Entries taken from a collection
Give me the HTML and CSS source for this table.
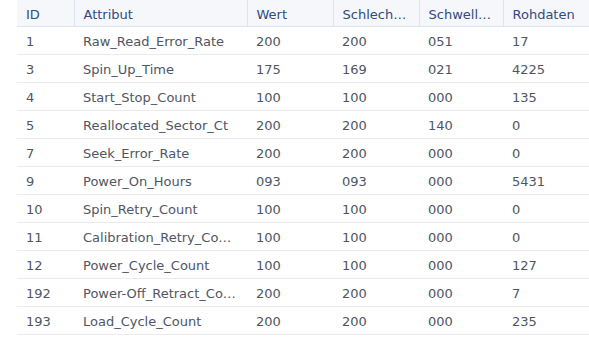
FILE: index.html
```html
<!DOCTYPE html>
<html>
<head>
  <link rel="stylesheet" href="styles.css">
</head>
<body>
  <div class="panel">
    <table class="smart-table">
      <colgroup>
        <col class="col-id">
        <col class="col-attr">
        <col class="col-num">
        <col class="col-num">
        <col class="col-thr">
        <col>
      </colgroup>
      <thead>
        <tr>
          <th>ID</th>
          <th>Attribut</th>
          <th>Wert</th>
          <th>Schlechtester Wert</th>
          <th>Schwellwert</th>
          <th>Rohdaten</th>
        </tr>
      </thead>
      <tbody>
        <tr><td>1</td><td>Raw_Read_Error_Rate</td><td>200</td><td>200</td><td>051</td><td>17</td></tr>
        <tr><td>3</td><td>Spin_Up_Time</td><td>175</td><td>169</td><td>021</td><td>4225</td></tr>
        <tr><td>4</td><td>Start_Stop_Count</td><td>100</td><td>100</td><td>000</td><td>135</td></tr>
        <tr><td>5</td><td>Reallocated_Sector_Ct</td><td>200</td><td>200</td><td>140</td><td>0</td></tr>
        <tr><td>7</td><td>Seek_Error_Rate</td><td>200</td><td>200</td><td>000</td><td>0</td></tr>
        <tr><td>9</td><td>Power_On_Hours</td><td>093</td><td>093</td><td>000</td><td>5431</td></tr>
        <tr><td>10</td><td>Spin_Retry_Count</td><td>100</td><td>100</td><td>000</td><td>0</td></tr>
        <tr><td>11</td><td>Calibration_Retry_Count</td><td>100</td><td>100</td><td>000</td><td>0</td></tr>
        <tr><td>12</td><td>Power_Cycle_Count</td><td>100</td><td>100</td><td>000</td><td>127</td></tr>
        <tr><td>192</td><td>Power-Off_Retract_Count</td><td>200</td><td>200</td><td>000</td><td>7</td></tr>
        <tr><td>193</td><td>Load_Cycle_Count</td><td>200</td><td>200</td><td>000</td><td>235</td></tr>
      </tbody>
    </table>
  </div>
</body>
</html>
```

FILE: styles.css
```css
body {
  margin: 0;
  background: #fff;
  font-family: "DejaVu Sans", Verdana, sans-serif;
  font-size: 13px;
}
.panel {
  padding-left: 17px;
}
.smart-table {
  width: 572px;
  border-collapse: collapse;
  table-layout: fixed;
}
.col-id {
  width: 57px;
}
.col-attr {
  width: 173px;
}
.col-num {
  width: 86px;
}
.col-thr {
  width: 84px;
}
.smart-table th,
.smart-table td {
  padding: 2px 9px 0;
  text-align: left;
  font-weight: normal;
  white-space: nowrap;
  overflow: hidden;
  text-overflow: ellipsis;
}
.smart-table th {
  height: 24px;
  background: #f5f7fa;
  color: #2f4b80;
  border-bottom: 1px solid #dce5ef;
  border-left: 1px solid #dce5ef;
}
.smart-table th:first-child {
  border-left: none;
}
.smart-table td {
  height: 25px;
  color: #505562;
  border-bottom: 1px solid #ebebeb;
}
```
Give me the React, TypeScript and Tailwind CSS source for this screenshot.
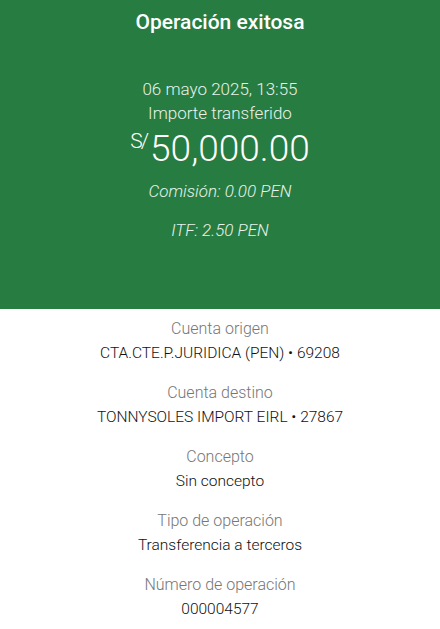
const rows = [
  { label: "Cuenta origen", value: "CTA.CTE.P.JURIDICA (PEN) • 69208" },
  { label: "Cuenta destino", value: "TONNYSOLES IMPORT EIRL • 27867" },
  { label: "Concepto", value: "Sin concepto" },
  { label: "Tipo de operación", value: "Transferencia a terceros" },
  { label: "Número de operación", value: "000004577" },
];

export default function App() {
  return (
    <div className="w-[440px] h-[629px] bg-white font-['Roboto',sans-serif] text-center overflow-hidden">
      <div className="h-[309px] bg-[#277c41] text-white flex flex-col items-center pt-2">
        <h1 className="text-[21px] leading-7 font-medium">Operación exitosa</h1>
        <div className="mt-[41px] text-[17px] leading-6 font-light text-[#e8f3ea]">06 mayo 2025, 13:55</div>
        <div className="text-[17px] leading-6 font-light text-[#e8f3ea]">Importe transferido</div>
        <div className="flex items-start leading-[48px] font-light">
          <span className="text-[21px] leading-[30px] mr-[3px] mt-[1px] tracking-[-2px]">S/</span>
          <span className="text-[37px]">50,000.00</span>
        </div>
        <div className="mt-[6px] text-[17px] leading-6 italic font-light text-[#e8f3ea]">Comisión: 0.00 PEN</div>
        <div className="mt-[15px] text-[17px] leading-6 italic font-light text-[#e8f3ea]">ITF: 2.50 PEN</div>
      </div>
      <div className="flex flex-col gap-4 pt-2">
        {rows.map((r) => (
          <div key={r.label} className="flex flex-col">
            <span className="text-[16px] leading-6 text-[#767676] font-light">{r.label}</span>
            <span className="text-[15.5px] leading-6 text-[#111111] font-light">{r.value}</span>
          </div>
        ))}
      </div>
    </div>
  );
}
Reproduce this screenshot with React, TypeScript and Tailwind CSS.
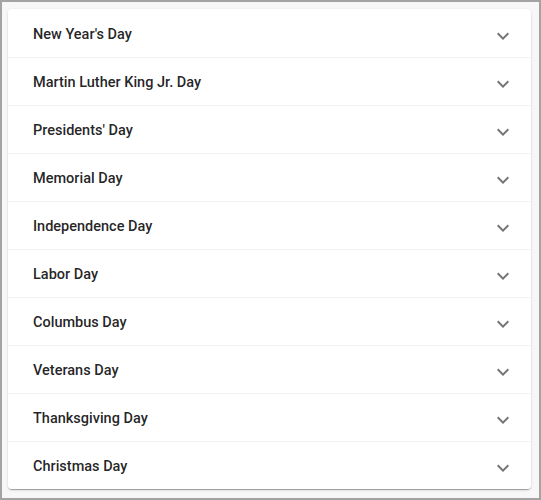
import React from 'react';

const holidays = [
    "New Year's Day",
    'Martin Luther King Jr. Day',
    "Presidents' Day",
    'Memorial Day',
    'Independence Day',
    'Labor Day',
    'Columbus Day',
    'Veterans Day',
    'Thanksgiving Day',
    'Christmas Day',
];

const ExpandIcon: React.FC = () => (
    <svg viewBox="0 0 24 24" className="h-6 w-6 text-[#757575]" fill="currentColor">
        <path d="M16.59 8.59 12 13.17 7.41 8.59 6 10l6 6 6-6z" />
    </svg>
);

const App: React.FC = () => {
    return (
        <div className="h-[500px] w-[541px] border-2 border-[#a3a3a3] bg-[#f7f7f7] pl-[6px] pr-[8px] pt-[7px] font-['Roboto',sans-serif]">
            <div className="rounded shadow-[0_2px_1px_-1px_rgba(0,0,0,0.2),0_1px_1px_0_rgba(0,0,0,0.14),0_1px_3px_0_rgba(0,0,0,0.12)]">
                {holidays.map((name, i) => (
                    <div
                        key={name}
                        className={`flex h-[48px] items-center justify-between bg-white pl-[25px] pr-[16px] ${i > 0 ? 'border-t border-[#f3f3f3]' : 'rounded-t pt-[1px]'} ${i === holidays.length - 1 ? 'rounded-b' : ''}`}
                    >
                        <span className="mt-[2px] text-[14.5px] font-medium text-[rgba(0,0,0,0.87)]">{name}</span>
                        <span className="mt-[5px]">
                            <ExpandIcon />
                        </span>
                    </div>
                ))}
            </div>
        </div>
    );
};

export default App;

**Exercise description**
Leave out the pictures and print every line of the data exactly.

**Solution to the exercise**
Give me the HTML and CSS source for this table.
FILE: index.html
```html
<!DOCTYPE html>
<html>
<head>
  <link rel="stylesheet" href="styles.css">
</head>
<body>
  <div class="panel">
    <table class="smart-table">
      <colgroup>
        <col class="col-id">
        <col class="col-attr">
        <col class="col-num">
        <col class="col-num">
        <col class="col-thr">
        <col>
      </colgroup>
      <thead>
        <tr>
          <th>ID</th>
          <th>Attribut</th>
          <th>Wert</th>
          <th>Schlechtester Wert</th>
          <th>Schwellwert</th>
          <th>Rohdaten</th>
        </tr>
      </thead>
      <tbody>
        <tr><td>1</td><td>Raw_Read_Error_Rate</td><td>200</td><td>200</td><td>051</td><td>17</td></tr>
        <tr><td>3</td><td>Spin_Up_Time</td><td>175</td><td>169</td><td>021</td><td>4225</td></tr>
        <tr><td>4</td><td>Start_Stop_Count</td><td>100</td><td>100</td><td>000</td><td>135</td></tr>
        <tr><td>5</td><td>Reallocated_Sector_Ct</td><td>200</td><td>200</td><td>140</td><td>0</td></tr>
        <tr><td>7</td><td>Seek_Error_Rate</td><td>200</td><td>200</td><td>000</td><td>0</td></tr>
        <tr><td>9</td><td>Power_On_Hours</td><td>093</td><td>093</td><td>000</td><td>5431</td></tr>
        <tr><td>10</td><td>Spin_Retry_Count</td><td>100</td><td>100</td><td>000</td><td>0</td></tr>
        <tr><td>11</td><td>Calibration_Retry_Count</td><td>100</td><td>100</td><td>000</td><td>0</td></tr>
        <tr><td>12</td><td>Power_Cycle_Count</td><td>100</td><td>100</td><td>000</td><td>127</td></tr>
        <tr><td>192</td><td>Power-Off_Retract_Count</td><td>200</td><td>200</td><td>000</td><td>7</td></tr>
        <tr><td>193</td><td>Load_Cycle_Count</td><td>200</td><td>200</td><td>000</td><td>235</td></tr>
      </tbody>
    </table>
  </div>
</body>
</html>
```

FILE: styles.css
```css
body {
  margin: 0;
  background: #fff;
  font-family: "DejaVu Sans", Verdana, sans-serif;
  font-size: 13px;
}
.panel {
  padding-left: 17px;
}
.smart-table {
  width: 572px;
  border-collapse: collapse;
  table-layout: fixed;
}
.col-id {
  width: 57px;
}
.col-attr {
  width: 173px;
}
.col-num {
  width: 86px;
}
.col-thr {
  width: 84px;
}
.smart-table th,
.smart-table td {
  padding: 2px 9px 0;
  text-align: left;
  font-weight: normal;
  white-space: nowrap;
  overflow: hidden;
  text-overflow: ellipsis;
}
.smart-table th {
  height: 24px;
  background: #f5f7fa;
  color: #2f4b80;
  border-bottom: 1px solid #dce5ef;
  border-left: 1px solid #dce5ef;
}
.smart-table th:first-child {
  border-left: none;
}
.smart-table td {
  height: 25px;
  color: #505562;
  border-bottom: 1px solid #ebebeb;
}
```
Give me the React, TypeScript and Tailwind CSS source for this screenshot.
const rows = [
  { label: "Cuenta origen", value: "CTA.CTE.P.JURIDICA (PEN) • 69208" },
  { label: "Cuenta destino", value: "TONNYSOLES IMPORT EIRL • 27867" },
  { label: "Concepto", value: "Sin concepto" },
  { label: "Tipo de operación", value: "Transferencia a terceros" },
  { label: "Número de operación", value: "000004577" },
];

export default function App() {
  return (
    <div className="w-[440px] h-[629px] bg-white font-['Roboto',sans-serif] text-center overflow-hidden">
      <div className="h-[309px] bg-[#277c41] text-white flex flex-col items-center pt-2">
        <h1 className="text-[21px] leading-7 font-medium">Operación exitosa</h1>
        <div className="mt-[41px] text-[17px] leading-6 font-light text-[#e8f3ea]">06 mayo 2025, 13:55</div>
        <div className="text-[17px] leading-6 font-light text-[#e8f3ea]">Importe transferido</div>
        <div className="flex items-start leading-[48px] font-light">
          <span className="text-[21px] leading-[30px] mr-[3px] mt-[1px] tracking-[-2px]">S/</span>
          <span className="text-[37px]">50,000.00</span>
        </div>
        <div className="mt-[6px] text-[17px] leading-6 italic font-light text-[#e8f3ea]">Comisión: 0.00 PEN</div>
        <div className="mt-[15px] text-[17px] leading-6 italic font-light text-[#e8f3ea]">ITF: 2.50 PEN</div>
      </div>
      <div className="flex flex-col gap-4 pt-2">
        {rows.map((r) => (
          <div key={r.label} className="flex flex-col">
            <span className="text-[16px] leading-6 text-[#767676] font-light">{r.label}</span>
            <span className="text-[15.5px] leading-6 text-[#111111] font-light">{r.value}</span>
          </div>
        ))}
      </div>
    </div>
  );
}
Reproduce this screenshot with React, TypeScript and Tailwind CSS.
import React from 'react';

const holidays = [
    "New Year's Day",
    'Martin Luther King Jr. Day',
    "Presidents' Day",
    'Memorial Day',
    'Independence Day',
    'Labor Day',
    'Columbus Day',
    'Veterans Day',
    'Thanksgiving Day',
    'Christmas Day',
];

const ExpandIcon: React.FC = () => (
    <svg viewBox="0 0 24 24" className="h-6 w-6 text-[#757575]" fill="currentColor">
        <path d="M16.59 8.59 12 13.17 7.41 8.59 6 10l6 6 6-6z" />
    </svg>
);

const App: React.FC = () => {
    return (
        <div className="h-[500px] w-[541px] border-2 border-[#a3a3a3] bg-[#f7f7f7] pl-[6px] pr-[8px] pt-[7px] font-['Roboto',sans-serif]">
            <div className="rounded shadow-[0_2px_1px_-1px_rgba(0,0,0,0.2),0_1px_1px_0_rgba(0,0,0,0.14),0_1px_3px_0_rgba(0,0,0,0.12)]">
                {holidays.map((name, i) => (
                    <div
                        key={name}
                        className={`flex h-[48px] items-center justify-between bg-white pl-[25px] pr-[16px] ${i > 0 ? 'border-t border-[#f3f3f3]' : 'rounded-t pt-[1px]'} ${i === holidays.length - 1 ? 'rounded-b' : ''}`}
                    >
                        <span className="mt-[2px] text-[14.5px] font-medium text-[rgba(0,0,0,0.87)]">{name}</span>
                        <span className="mt-[5px]">
                            <ExpandIcon />
                        </span>
                    </div>
                ))}
            </div>
        </div>
    );
};

export default App;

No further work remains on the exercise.